The nationals of seven Muslim majority countries targeted by President Trump's US travel ban are currently being allowed to board flights to America by some airlines.
It comes after Seattle judge James Robart ruled that Trump's travel ban was unconstitutional. In a statement, the White House said the order was "lawful and appropriate" and it is expected to seek an emergency stay to restore the restrictions.
Trump meanwhile, said on Twitter, that it was "ridiculous and will be overturned".
The temporary restraining order has though, come into immediate effect, meaning government agencies had to comply with the ruling and customs officials telling US airlines it would begin to reinstate visas.
Washington's attorney general Bob Ferguson said: "The Constitution prevailed today. No one is above the law – not even the President."

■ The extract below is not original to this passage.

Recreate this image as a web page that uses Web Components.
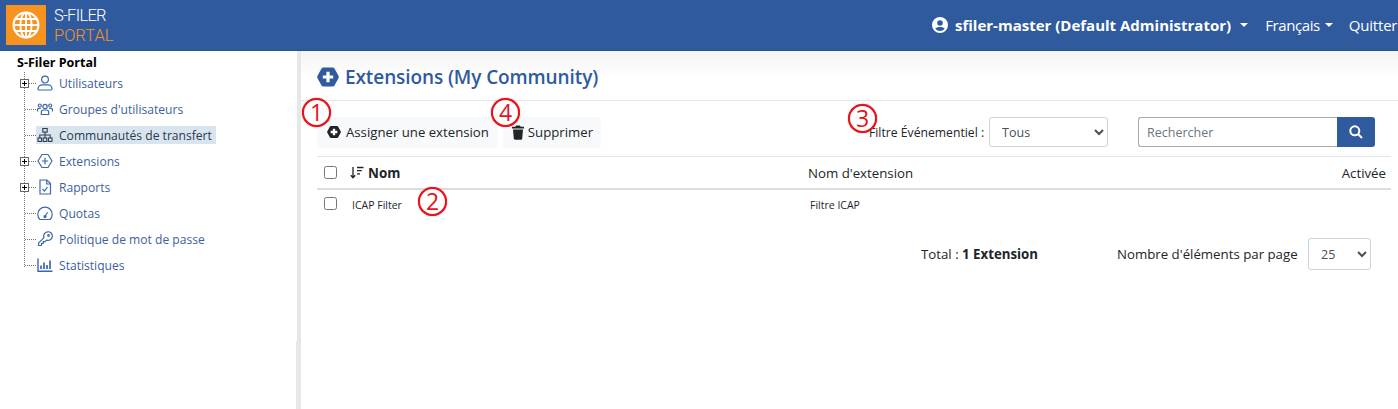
<!DOCTYPE html>
<html lang="fr"><head><meta charset="utf-8"><title>S-Filer Portal</title>
<style>
html,body{margin:0;height:100%;background:#fff;overflow:hidden}
body{font-family:"Open Sans","Noto Sans",sans-serif;color:#212529}
</style></head><body>
<sf-app>
  <sf-header slot="header"></sf-header>
  <sf-tree slot="side">
    <sf-node expander label="Utilisateurs" icon="user"></sf-node>
    <sf-node label="Groupes d'utilisateurs" icon="users"></sf-node>
    <sf-node selected label="Communautés de transfert" icon="sitemap"></sf-node>
    <sf-node expander label="Extensions" icon="plus"></sf-node>
    <sf-node expander label="Rapports" icon="report"></sf-node>
    <sf-node label="Quotas" icon="gauge"></sf-node>
    <sf-node label="Politique de mot de passe" icon="key"></sf-node>
    <sf-node label="Statistiques" icon="chart"></sf-node>
  </sf-tree>
  <sf-main slot="main"></sf-main>
</sf-app>
<script>
const def=(n,html)=>{const t=document.createElement('template');t.innerHTML=html;customElements.define(n,class extends HTMLElement{constructor(){super();this.attachShadow({mode:'open'}).appendChild(t.content.cloneNode(true))}})};

def('sf-app',`<style>
:host{display:grid;grid-template-columns:297px 4px 1fr;grid-template-rows:51px 358px;height:409px;width:1398px;overflow:hidden}
.h{grid-column:1/4}
.split{background:#e7e7e7;position:relative}
.split::after{content:"";position:absolute;left:-1px;top:290px;bottom:0;width:1px;background:#e7e7e7}
.s,.m{overflow:hidden;min-width:0}
</style><div class="h"><slot name="header"></slot></div><div class="s"><slot name="side"></slot></div><div class="split"></div><div class="m"><slot name="main"></slot></div>`);

def('sf-header',`<style>
:host{display:flex;align-items:center;height:51px;background:#2f5a9e;color:#fff;box-sizing:border-box;border-bottom:1px solid #2a528f;overflow:hidden}
.logo{width:40px;height:40px;background:#f7931e;margin-left:6px;display:flex;align-items:center;justify-content:center;flex:none}
.brand{margin-left:8px;font:300 16.5px/19.5px Roboto,sans-serif;letter-spacing:-.7px;display:flex;flex-direction:column;margin-top:1px}
.brand span{height:19.5px;display:block}
.brand span:last-child{color:#f7941e;letter-spacing:0}
nav{margin-left:auto;display:flex;align-items:center;font-size:15px;white-space:nowrap;letter-spacing:-.4px;flex:none;width:466px;box-sizing:border-box}
.user{font-weight:700;display:flex;align-items:center;letter-spacing:0}
.user svg{margin-right:7px}
.caret{display:inline-block;border:4px solid transparent;border-top-color:#fff;border-bottom:0;margin-left:9px}
.lang{margin-left:17px;display:flex;align-items:center}
.lang .caret{margin-left:5px}
.q{margin-left:16px;letter-spacing:-.2px}
</style>
<div class="logo"><svg width="28" height="28" viewBox="0 0 28 28" fill="none" stroke="#fff" stroke-width="1.9"><circle cx="14" cy="14" r="12.4" stroke-width="2.2"/><ellipse cx="14" cy="14" rx="5.6" ry="12.4"/><path d="M14 1.500v25M1.500 14h25M3.200 8h21.600M3.200 20h21.600"/></svg></div>
<div class="brand"><span>S-FILER</span><span>PORTAL</span></div>
<nav><span class="user"><svg width="16" height="16" viewBox="0 0 16 16"><path fill="#fff" fill-rule="evenodd" d="M8 0a8 8 0 1 1 0 16A8 8 0 0 1 8 0zm0 3.200a2.800 2.800 0 1 0 0 5.600 2.800 2.800 0 0 0 0-5.600zM8 14a6 6 0 0 0 4.700-2.300C12 10.500 10.200 10 8 10s-4 .5-4.700 1.700A6 6 0 0 0 8 14z"/></svg>sfiler-master (Default Administrator)<i class="caret"></i></span>
<span class="lang">Français<i class="caret"></i></span><span class="q">Quitter</span></nav>`);

def('sf-tree',`<style>
:host{display:block;height:358px;background:#fff}
.root{font-weight:700;color:#000;font-size:12.5px;padding:4px 0 0 17px;line-height:16px;height:15px}
.list{position:relative;margin-top:0}
.list::before{content:"";position:absolute;left:24px;top:2px;height:195px;border-left:1px dotted #777}
</style><div class="root">S-Filer Portal</div><div class="list"><slot></slot></div>`);

const icons={
user:'<circle cx="8" cy="4.600" r="3.400"/><path d="M2 15c-.8 0-1-.5-1-1.200C1 11.500 3 9.800 5 9.800h6c2 0 4 1.700 4 4 0 .7-.2 1.200-1 1.200z"/>',
users:'<circle cx="8" cy="5.500" r="2.200"/><circle cx="2.800" cy="4.500" r="1.500"/><circle cx="13.200" cy="4.500" r="1.500"/><path d="M4.300 13.500v-2.300c0-1.300 1-2.200 2.200-2.200h3c1.200 0 2.200.9 2.200 2.200v2.300zM.5 10.500V9c0-1 .7-1.700 1.700-1.700h1.600M15.500 10.500V9c0-1-.7-1.700-1.700-1.700h-1.600"/>',
sitemap:'<g stroke="#2d3e50" fill="none" stroke-width="1.100"><rect x="5.800" y="1.500" width="4.400" height="3.600"/><rect x="1" y="11" width="3.600" height="3.400"/><rect x="6.200" y="11" width="3.600" height="3.400"/><rect x="11.400" y="11" width="3.600" height="3.400"/><path d="M8 5v6M2.800 11V8h10.400v3"/></g>',
plus:'<path d="M5 1.500h6L15 8l-4 6.500H5L1 8z" stroke-linejoin="round"/><path d="M8 4.800v6.400M4.800 8h6.400"/>',
report:'<path d="M3 1h7l3.500 3.500V15H3zM9.700 1v4h3.800"/><path d="M5.500 10l2 2 3-4"/>',
gauge:'<path d="M3 14.500h10a7.200 7.200 0 1 0-10 0z"/><path d="M8 11.500l2.600-4.200"/><circle cx="8" cy="11.600" r="1" fill="#2f5a9e"/>',
key:'<path d="M1.500 14.500l.2-2.600 5.300-5.300a4.300 4.300 0 1 1 2.500 2.500L8 10.600H6.300v1.700H4.600V14l-.5.500z" stroke-linejoin="round"/><circle cx="11.500" cy="4.500" r=".8"/>',
chart:'<path stroke-width="1.400" d="M1 1.500v12.700h14.500"/><path stroke-width="1.700" d="M4 12V8.500M7 12V5.500M10 12V8M13 12V3.500"/>'
};
customElements.define('sf-node',class extends HTMLElement{
 constructor(){super();this.attachShadow({mode:'open'})}
 connectedCallback(){
  const sel=this.hasAttribute('selected'),exp=this.hasAttribute('expander');
  this.shadowRoot.innerHTML=`<style>
  :host{display:flex;align-items:center;height:26px;position:relative;font-size:12.1px;color:${sel?'#2b3a4e':'#3d5f9f'}}
  .dots{position:absolute;left:25px;top:13px;width:11px;border-top:1px dotted #777}
  .box{position:absolute;left:20px;top:9px;width:7px;height:7px;border:1px solid #666;background:#fff}
  .box::before{content:"";position:absolute;left:1px;right:1px;top:3px;height:1px;background:#000}
  .box::after{content:"";position:absolute;top:1px;bottom:1px;left:3px;width:1px;background:#000}
  .item{margin-left:36px;display:flex;align-items:center;height:18px;padding:0 4px 0 1px;background:${sel?'#d9e5ee':'none'};gap:6px;white-space:nowrap}
  svg{flex:none;width:16px;height:16px}
  </style><span class="dots"></span>${exp?'<span class="box"></span>':''}<span class="item"><svg viewBox="0 0 16 16" fill="none" stroke="${sel?'#2d3e50':'#3d68ab'}" stroke-width="1.200">${icons[this.getAttribute('icon')]}</svg><span>${this.getAttribute('label')}</span></span>`;
 }
});

def('sf-mark',`<style>
:host{position:absolute;width:29px;height:29px;box-sizing:border-box;border:2.500px solid #e6141a;border-radius:50%;background:#fff;color:#e6141a;display:flex;align-items:center;justify-content:center;font:400 23px/1 "Open Sans",sans-serif;box-shadow:0 0 1px #e8161c;z-index:2}
</style><slot></slot>`);

def('sf-btn',`<style>
:host{display:inline-flex;align-items:center;height:31px;background:#f8f9fa;border-radius:3px;font-size:13.2px;color:#212529;padding:0 8px 0 9px;gap:5px;white-space:nowrap;box-sizing:border-box}
</style><slot name="i"></slot><slot></slot>`);

def('sf-main',`<style>
:host{display:block;height:358px;font-size:13.25px;color:#212529;position:relative;background:#fff}
.title{height:50px;box-sizing:border-box;background:linear-gradient(#f5f5f5,#fff 60%);border-bottom:1px solid #e7e7e7;display:flex;align-items:center;gap:6px;padding:2px 0 0 16px;color:#2f5a9e;font-size:19px;font-weight:600;letter-spacing:-.1px}
.content{margin-left:16px;width:1074px}
.bar{height:56px;box-sizing:border-box;border-bottom:1px solid #e5e5e5;display:flex;align-items:center;position:relative;padding-top:7px}
.bar .btns{display:flex;gap:5px}
.filter{position:absolute;left:552px;top:16px;display:flex;align-items:center;height:30px;gap:5px;white-space:nowrap;font-size:12.2px}
select{font:12.5px "Open Sans",sans-serif;color:#495057;background:#fff;border:1px solid #ced4da;border-radius:3px;height:30px;box-sizing:border-box;padding:0 0 0 8px}
.search{position:absolute;left:821px;top:16px;display:flex;height:30px}
.q{width:199px;height:30px;box-sizing:border-box;border:1px solid #aaa;border-right:0;border-radius:3px 0 0 3px;padding:0 8px;font:12.5px "Open Sans",sans-serif;color:#495057;outline:0}
.q::placeholder{color:#6c757d;opacity:1}
.go{width:38px;height:30px;background:#2f5a9e;border-radius:0 3px 3px 0;display:flex;align-items:center;justify-content:center}
.row{display:grid;grid-template-columns:33px 458px 1fr auto;align-items:center}
.head{height:31px;border-bottom:2px solid #dcdcdc}
.head .nom{font-weight:700;display:flex;align-items:center;gap:4px;font-size:13.4px}
.body{height:29px;font-size:10.5px}
.body .c2,.body .c3{padding-left:2px}
.head .end{padding-right:5px}
.cb{appearance:none;display:block;width:13px;height:13px;box-sizing:border-box;border:1px solid #767676;border-radius:2.500px;margin:0 0 0 7px;background:#fff}
.foot{position:relative;display:flex;align-items:center;height:34px;margin-top:18px}
.total{position:absolute;left:604px}
.per{position:absolute;left:800px;white-space:nowrap}
.foot select{position:absolute;left:991px;width:63px;height:32px;top:1px}
</style>
<div class="title"><svg width="22" height="20" viewBox="0 0 22 20"><path fill="#2f5a9e" d="M6 .5h10c.6 0 1 .3 1.300.8l4.200 7.500c.4.700.4 1.600 0 2.400l-4.200 7.500c-.3.500-.7.800-1.300.8H6c-.6 0-1-.3-1.300-.8L.5 11.200c-.4-.8-.4-1.700 0-2.400l4.200-7.500C5 .8 5.400.5 6 .5z"/><path fill="none" stroke="#fff" stroke-width="3.200" d="M11 4.800v10.400M5.800 10h10.400"/></svg><span>Extensions (My Community)</span></div>
<div class="content">
 <div class="bar"><div class="btns">
  <sf-btn style="padding-left:10px;padding-right:9px"><svg slot="i" width="14" height="14" viewBox="0 0 22 20"><path fill="#212529" d="M6 .5h10c.6 0 1 .3 1.300.8l4.200 7.500c.4.700.4 1.600 0 2.400l-4.200 7.500c-.3.500-.7.800-1.300.8H6c-.6 0-1-.3-1.300-.8L.5 11.200c-.4-.8-.4-1.700 0-2.400l4.200-7.500C5 .8 5.400.5 6 .5z"/><path fill="none" stroke="#fff" stroke-width="3.600" d="M11 4.800v10.400M5.800 10h10.400"/></svg>Assigner une extension</sf-btn>
  <sf-btn style="padding-left:8px;gap:3px"><svg slot="i" width="14" height="15" viewBox="0 0 14 15" fill="#212529"><path d="M5 .5h4l.7 1.300H13v1.700H1V1.800h3.300zM2 4.500h10l-.8 9.300c0 .5-.5.900-1 .9H3.800c-.5 0-1-.4-1-.9z"/></svg>Supprimer</sf-btn>
 </div>
 <div class="filter"><span>Filtre Événementiel :</span><select style="width:119px"><option>Tous</option></select></div>
 <div class="search"><input class="q" placeholder="Rechercher"><span class="go"><svg width="14" height="14" viewBox="0 0 14 14" fill="none" stroke="#fff" stroke-width="2"><circle cx="5.800" cy="5.800" r="4.500"/><path d="M9 9l4 4"/></svg></span></div>
 </div>
 <div class="row head"><span><input type="checkbox" class="cb"></span><span class="nom"><svg width="14" height="13" viewBox="0 0 14 13" fill="none" stroke="#212529" stroke-width="1.300"><path d="M3 1v10.500M.8 9.300 3 11.700l2.200-2.400M7 1.500h6.500M7 4.700h4.800M7 7.900h3"/></svg>Nom</span><span>Nom d'extension</span><span class="end">Activée</span></div>
 <div class="row body"><span><input type="checkbox" class="cb" style="margin-top:-2px"></span><span class="c2">ICAP Filter</span><span class="c3">Filtre ICAP</span><span></span></div>
 <div class="foot"><span class="total">Total : <b>1 Extension</b></span><span class="per">Nombre d'éléments par page</span><select><option>25</option></select></div>
</div>
<sf-mark style="left:1px;top:47px">1</sf-mark>
<sf-mark style="left:117px;top:136px">2</sf-mark>
<sf-mark style="left:547px;top:53px">3</sf-mark>
<sf-mark style="left:190px;top:47px">4</sf-mark>
`);
</script></body></html>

Airlines were told they could resume boarding banned travellers, from Iran, Iraq, Libya, Somalia, Sudan, Syria and Yemen, with Qatar Airways saying it would allow passengers to fly to US cities if they had valid documents.
Since then, Air France, Etihad Airways and Lufthansa have followed suit, though there is still uncertainty in how the change was being received on the ground.
Lufthansa has warned that "short notice changes" to the regulations may occur at any time, as airlines try to keep up with the rapid developments.
The ban has caused confusion at airports, as well as mass protests.
The International Air Transport Association (IATA) had asked for "early clarity" from the US administration on the situation. It said in a statement that the executive order was issued "without prior coordination or warning, causing confusion among both airlines and travellers".
"It also placed additional burdens on airlines to comply with unclear requirements, to bear implementation costs and to face potential penalties for non-compliance," it said.
Washington became the first state to challenge the President's order on Monday, with Minnesota joining, and Massachusetts, New York and Virginia then intervening in similar lawsuits challenging the President's order in their respective jurisdictions.